▸ What is being asked
Print exactly the lines running from the one that holds "Recreate this image" through the one that holds "number; y: number;", please, and leave the pictures out.

▸ Material to process
====================

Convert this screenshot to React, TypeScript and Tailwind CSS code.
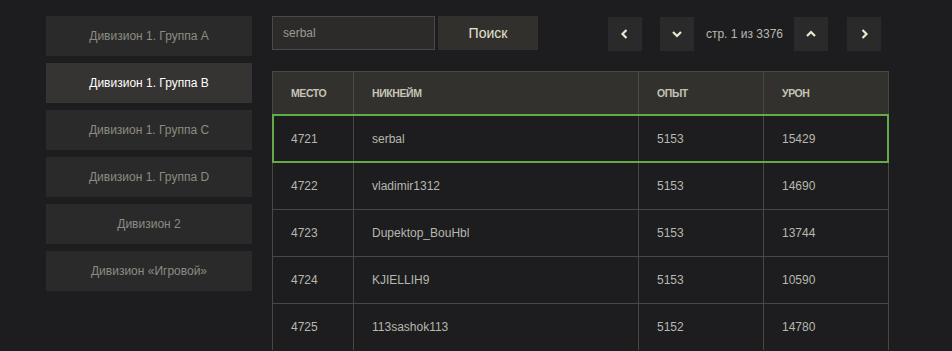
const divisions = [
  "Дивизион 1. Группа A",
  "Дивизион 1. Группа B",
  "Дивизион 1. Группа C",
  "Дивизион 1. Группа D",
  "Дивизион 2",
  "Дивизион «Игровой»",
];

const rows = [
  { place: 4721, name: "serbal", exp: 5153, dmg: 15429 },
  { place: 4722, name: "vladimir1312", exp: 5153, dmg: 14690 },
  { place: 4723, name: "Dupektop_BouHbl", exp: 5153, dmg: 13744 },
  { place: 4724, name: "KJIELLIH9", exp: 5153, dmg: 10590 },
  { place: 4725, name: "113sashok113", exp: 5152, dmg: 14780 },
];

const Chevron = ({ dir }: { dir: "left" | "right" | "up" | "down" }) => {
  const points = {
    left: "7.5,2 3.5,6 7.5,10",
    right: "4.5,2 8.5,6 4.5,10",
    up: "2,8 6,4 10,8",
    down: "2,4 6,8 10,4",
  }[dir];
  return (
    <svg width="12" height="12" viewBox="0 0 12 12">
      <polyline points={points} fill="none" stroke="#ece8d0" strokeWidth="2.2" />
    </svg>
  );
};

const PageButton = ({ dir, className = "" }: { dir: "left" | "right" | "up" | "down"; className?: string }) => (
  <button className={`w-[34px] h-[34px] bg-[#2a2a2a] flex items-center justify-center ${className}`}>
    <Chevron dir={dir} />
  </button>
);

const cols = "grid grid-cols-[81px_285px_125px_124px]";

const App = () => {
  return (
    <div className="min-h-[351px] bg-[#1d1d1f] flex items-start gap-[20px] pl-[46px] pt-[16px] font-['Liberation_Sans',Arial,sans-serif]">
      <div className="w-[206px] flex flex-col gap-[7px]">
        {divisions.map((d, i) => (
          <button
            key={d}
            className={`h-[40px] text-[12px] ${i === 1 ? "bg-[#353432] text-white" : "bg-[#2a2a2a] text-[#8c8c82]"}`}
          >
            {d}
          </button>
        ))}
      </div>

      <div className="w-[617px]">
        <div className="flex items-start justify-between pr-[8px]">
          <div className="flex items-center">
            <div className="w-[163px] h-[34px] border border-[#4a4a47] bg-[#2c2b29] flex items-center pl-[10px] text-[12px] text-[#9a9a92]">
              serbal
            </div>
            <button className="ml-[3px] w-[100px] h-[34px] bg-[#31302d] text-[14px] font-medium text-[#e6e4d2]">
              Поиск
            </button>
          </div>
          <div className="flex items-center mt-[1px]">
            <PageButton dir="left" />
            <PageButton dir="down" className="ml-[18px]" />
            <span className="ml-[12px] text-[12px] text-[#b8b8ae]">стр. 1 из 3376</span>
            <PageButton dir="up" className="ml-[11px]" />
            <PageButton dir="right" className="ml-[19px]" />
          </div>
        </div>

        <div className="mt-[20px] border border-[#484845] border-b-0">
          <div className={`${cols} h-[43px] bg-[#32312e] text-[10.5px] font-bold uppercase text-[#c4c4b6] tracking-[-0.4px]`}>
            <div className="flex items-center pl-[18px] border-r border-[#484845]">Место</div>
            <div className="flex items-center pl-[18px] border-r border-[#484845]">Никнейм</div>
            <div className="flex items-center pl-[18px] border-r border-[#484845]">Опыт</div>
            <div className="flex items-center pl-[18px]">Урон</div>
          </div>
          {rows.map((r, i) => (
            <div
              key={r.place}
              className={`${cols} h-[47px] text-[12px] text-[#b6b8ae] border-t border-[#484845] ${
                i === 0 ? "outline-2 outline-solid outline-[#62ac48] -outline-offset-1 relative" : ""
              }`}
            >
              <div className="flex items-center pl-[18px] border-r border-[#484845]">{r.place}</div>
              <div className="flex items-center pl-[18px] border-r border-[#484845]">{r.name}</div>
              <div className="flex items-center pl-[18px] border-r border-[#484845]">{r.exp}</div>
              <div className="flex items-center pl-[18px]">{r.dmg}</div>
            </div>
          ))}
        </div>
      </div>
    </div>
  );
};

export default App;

====================

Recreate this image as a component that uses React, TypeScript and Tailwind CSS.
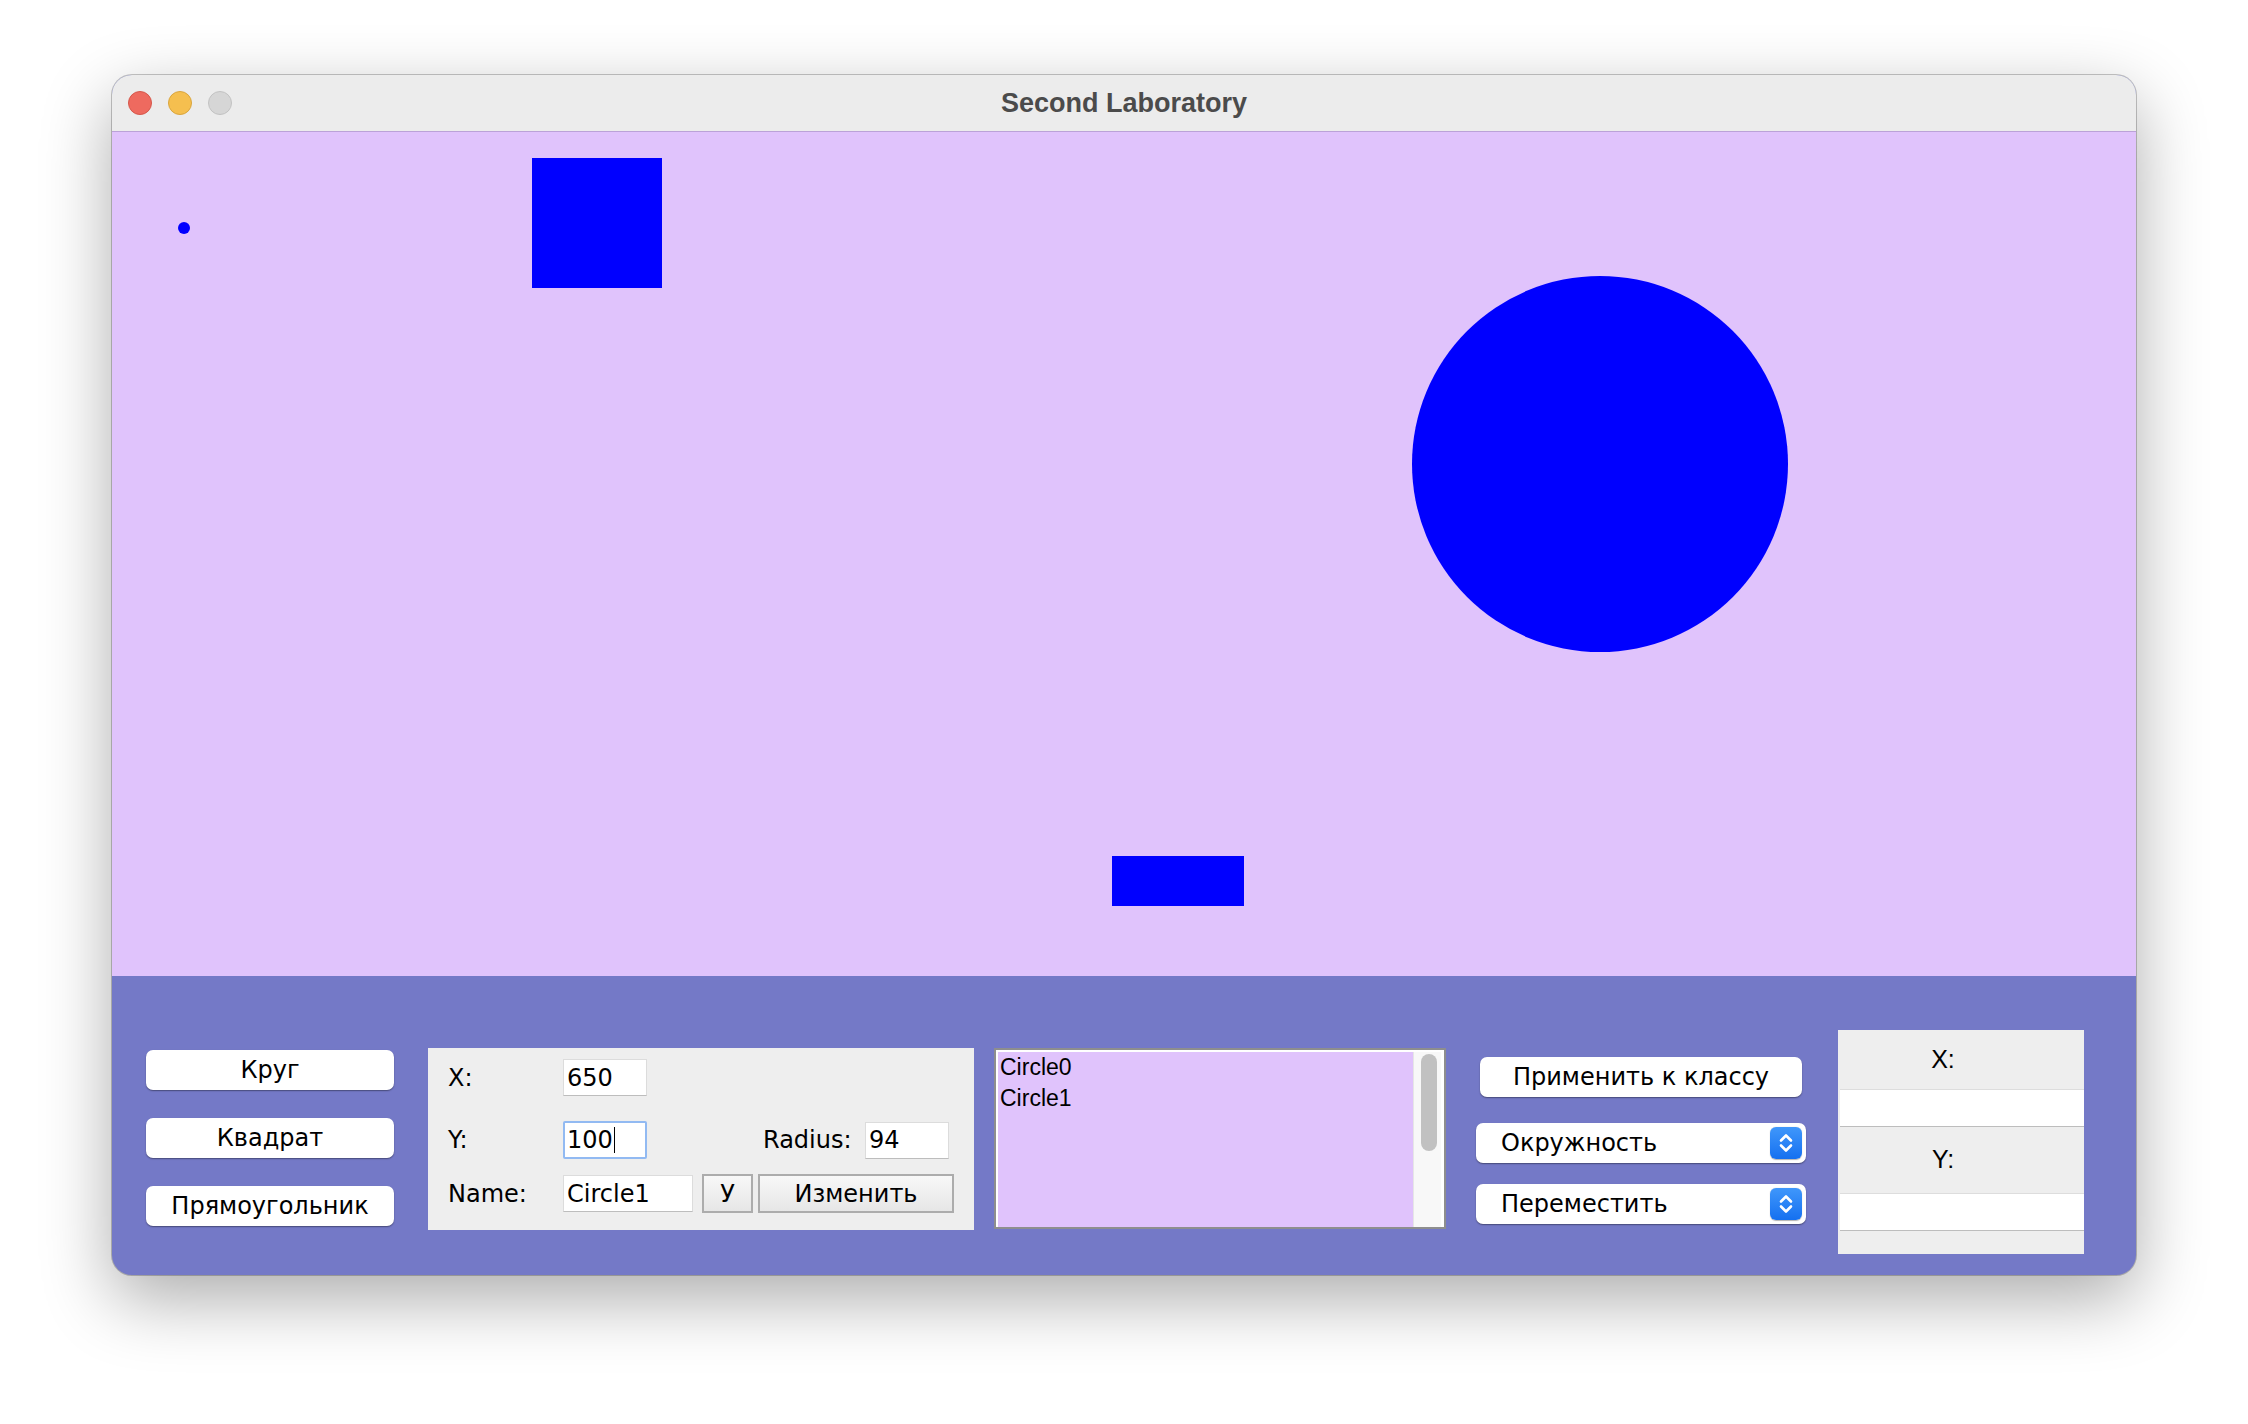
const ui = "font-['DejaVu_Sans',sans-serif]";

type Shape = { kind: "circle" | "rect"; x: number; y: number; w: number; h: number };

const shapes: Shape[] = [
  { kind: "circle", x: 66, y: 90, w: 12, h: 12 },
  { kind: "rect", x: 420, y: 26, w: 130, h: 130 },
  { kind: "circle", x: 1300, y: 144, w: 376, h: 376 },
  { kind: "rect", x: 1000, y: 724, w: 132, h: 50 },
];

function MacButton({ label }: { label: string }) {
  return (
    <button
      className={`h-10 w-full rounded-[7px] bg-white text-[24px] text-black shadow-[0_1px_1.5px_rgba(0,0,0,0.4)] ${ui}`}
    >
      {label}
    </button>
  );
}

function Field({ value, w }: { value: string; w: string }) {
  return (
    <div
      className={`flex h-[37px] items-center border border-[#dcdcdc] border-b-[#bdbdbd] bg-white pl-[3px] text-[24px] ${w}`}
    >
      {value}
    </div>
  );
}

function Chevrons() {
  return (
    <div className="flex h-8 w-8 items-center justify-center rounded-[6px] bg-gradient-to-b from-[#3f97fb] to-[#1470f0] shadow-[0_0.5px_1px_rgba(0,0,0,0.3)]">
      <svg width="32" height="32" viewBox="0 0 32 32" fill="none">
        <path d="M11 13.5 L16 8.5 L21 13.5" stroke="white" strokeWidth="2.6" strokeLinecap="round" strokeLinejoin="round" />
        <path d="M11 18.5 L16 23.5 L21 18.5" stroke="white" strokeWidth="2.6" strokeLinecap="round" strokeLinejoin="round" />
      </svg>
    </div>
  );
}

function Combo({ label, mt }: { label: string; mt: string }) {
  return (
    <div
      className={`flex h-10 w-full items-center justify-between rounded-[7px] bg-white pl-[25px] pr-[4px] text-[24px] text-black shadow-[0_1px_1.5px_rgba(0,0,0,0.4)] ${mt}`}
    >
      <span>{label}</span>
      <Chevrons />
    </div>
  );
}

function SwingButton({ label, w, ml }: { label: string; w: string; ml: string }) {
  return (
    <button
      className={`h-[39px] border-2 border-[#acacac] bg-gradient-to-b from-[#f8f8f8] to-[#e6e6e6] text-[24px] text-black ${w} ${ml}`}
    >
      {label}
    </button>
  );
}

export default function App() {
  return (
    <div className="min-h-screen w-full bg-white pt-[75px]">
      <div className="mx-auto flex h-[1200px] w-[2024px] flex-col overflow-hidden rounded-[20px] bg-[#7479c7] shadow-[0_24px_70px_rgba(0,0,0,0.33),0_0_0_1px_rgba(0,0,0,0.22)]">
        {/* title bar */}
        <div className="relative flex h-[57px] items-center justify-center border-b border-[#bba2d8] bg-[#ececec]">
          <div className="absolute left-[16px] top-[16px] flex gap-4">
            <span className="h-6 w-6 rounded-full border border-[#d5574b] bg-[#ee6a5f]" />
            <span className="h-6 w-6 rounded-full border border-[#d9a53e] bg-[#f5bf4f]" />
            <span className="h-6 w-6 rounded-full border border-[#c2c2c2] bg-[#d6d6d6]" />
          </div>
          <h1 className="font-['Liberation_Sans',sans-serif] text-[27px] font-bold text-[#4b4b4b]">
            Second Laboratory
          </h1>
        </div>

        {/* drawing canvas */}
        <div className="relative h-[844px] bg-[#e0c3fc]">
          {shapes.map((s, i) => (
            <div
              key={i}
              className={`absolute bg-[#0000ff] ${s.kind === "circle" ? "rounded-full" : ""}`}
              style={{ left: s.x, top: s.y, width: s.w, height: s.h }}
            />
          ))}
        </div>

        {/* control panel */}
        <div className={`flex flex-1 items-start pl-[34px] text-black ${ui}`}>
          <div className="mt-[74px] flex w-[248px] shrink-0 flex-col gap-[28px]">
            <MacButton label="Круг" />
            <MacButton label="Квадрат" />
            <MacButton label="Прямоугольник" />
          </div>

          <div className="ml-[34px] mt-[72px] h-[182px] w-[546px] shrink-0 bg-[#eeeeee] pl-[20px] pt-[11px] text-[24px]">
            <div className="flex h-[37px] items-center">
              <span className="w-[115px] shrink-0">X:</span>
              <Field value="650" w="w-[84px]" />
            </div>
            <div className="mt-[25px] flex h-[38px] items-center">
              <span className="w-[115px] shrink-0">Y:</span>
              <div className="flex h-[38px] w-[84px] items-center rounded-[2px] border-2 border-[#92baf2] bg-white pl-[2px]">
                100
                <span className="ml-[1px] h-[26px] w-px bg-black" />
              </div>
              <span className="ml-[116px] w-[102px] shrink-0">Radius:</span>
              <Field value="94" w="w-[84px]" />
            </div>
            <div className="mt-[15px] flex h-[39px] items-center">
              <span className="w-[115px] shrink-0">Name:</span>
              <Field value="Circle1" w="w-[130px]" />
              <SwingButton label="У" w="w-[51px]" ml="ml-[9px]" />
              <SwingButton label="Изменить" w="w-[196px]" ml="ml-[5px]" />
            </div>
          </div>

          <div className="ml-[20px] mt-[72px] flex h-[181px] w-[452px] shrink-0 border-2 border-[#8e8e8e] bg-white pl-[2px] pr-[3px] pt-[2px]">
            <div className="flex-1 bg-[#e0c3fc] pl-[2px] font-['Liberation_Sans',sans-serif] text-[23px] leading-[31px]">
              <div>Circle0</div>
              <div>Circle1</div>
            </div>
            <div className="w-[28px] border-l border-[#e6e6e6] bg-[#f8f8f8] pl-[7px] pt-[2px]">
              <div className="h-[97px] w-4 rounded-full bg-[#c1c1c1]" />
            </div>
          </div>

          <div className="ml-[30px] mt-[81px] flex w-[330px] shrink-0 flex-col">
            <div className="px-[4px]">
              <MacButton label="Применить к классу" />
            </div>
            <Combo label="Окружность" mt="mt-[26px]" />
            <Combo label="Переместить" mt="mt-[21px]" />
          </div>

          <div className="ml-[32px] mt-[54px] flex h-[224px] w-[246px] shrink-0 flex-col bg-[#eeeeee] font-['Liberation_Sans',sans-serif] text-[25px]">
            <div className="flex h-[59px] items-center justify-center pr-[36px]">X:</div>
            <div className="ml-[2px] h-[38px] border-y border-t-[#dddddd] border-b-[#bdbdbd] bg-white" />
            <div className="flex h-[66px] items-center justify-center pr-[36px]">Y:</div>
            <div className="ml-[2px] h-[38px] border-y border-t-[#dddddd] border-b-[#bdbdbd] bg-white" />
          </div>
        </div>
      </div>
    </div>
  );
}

====================

▸ Output for this task
Recreate this image as a component that uses React, TypeScript and Tailwind CSS.
const ui = "font-['DejaVu_Sans',sans-serif]";

type Shape = { kind: "circle" | "rect"; x: number; y: number; w: number; h: number };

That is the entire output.